Table 3. Tool-type frequencies
Type N %
Retouched flakes 8 21
Notches and denticulates 8 21
Scrapers 12 32
Bifaces 4 11
Knives 1 3
Varia 4 11
Hammer stones 1 3
Total 38 100
 The excavation at Meqor Hayyim revealed re-deposited Middle Palaeolithic artifacts, which in spite of their secondary deposition, add to the accumulating information regarding the Middle Palaeolithic period in the Jerusalem Area.
Geologically, the origin of Layer 1 is probably an aeolian deposition of dust that was identified in several sites in the Greater Jerusalem Area (HA-ESI 121; Barzilai O., Aga N. and Cruvi O. 2010. Prehistoric Artifacts from Emeq Rephaim (Area C). In D. Amit, O. Peleg-Barkat and G. D. Stiebel,eds. New Studies in the Archaeology of Jerusalem and its Region. Collected papers. Vol. 4. Jerusalem, pp. 31–39 [Hebrew]). As for Layer 2, since the underlying bedrock is hard limestone of the Turonian Bina Formation, which does not consist of any flints, the origins of the flint cobbles and artifacts should be located elsewhere. The closest location of brecciated Campanian flint sources are found at the Arnona-Ramat Rahel district, c. 1 km to the east and c. 80 m higher up. Since the Talpiyot Area is typified by landslides and tectonic activity (Picard, L. 1956. The State of Geology in Jerusalem. In M. Avi-Yonah (ed.)Sepher Yerushalayim (The book of Jerusalem): Jerusalem, its natural conditions, history and development from the origins to the present day. Jerusalem, pp. 35–44 [Hebrew]), it is suggested that the artifacts and natural flint cobbles had drifted from the Arnona-Ramat Rahel flint sources and were buried at Meqor Hayyim c. 70,000 years ago, based on OSL date. Notably, a similar phenomenon was recorded at ‘Emeq Refa’im where greater amounts of natural flint cobbles and Lower Palaeolithic artifacts (including hand axes) were transported via a tributary for a distance of c. 900 m.

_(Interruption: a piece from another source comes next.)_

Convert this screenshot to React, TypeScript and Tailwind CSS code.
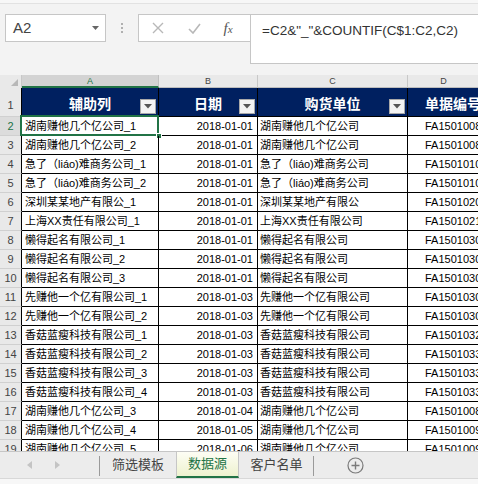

Chronologically, the Meqor Hayyim lithic assemblage share characteristics with the Palaeolithic site of Ramat Rahel (HA-ESI 121). Both assemblages manifest high occurrences of unprepared flakes, accompanied by low frequencies of Levallois implements and dominance of scrapers within the tools.
The drifted artifacts from Meqor Hayyim together with the transported Achelian assemblage from ‘Emeq Refa’im indicate that the south Jerusalem area was subject to powerful natural mechanism that shifted Lower and Middle Palaeolithic sites from the water divide and re-deposited them to the west, near the eastern bank of Nahal Refa’im. It is unclear yet how this mechanism operated and what stimulated it; was it triggered by climatic change (increase in annual rainfall), tectonic movements or both?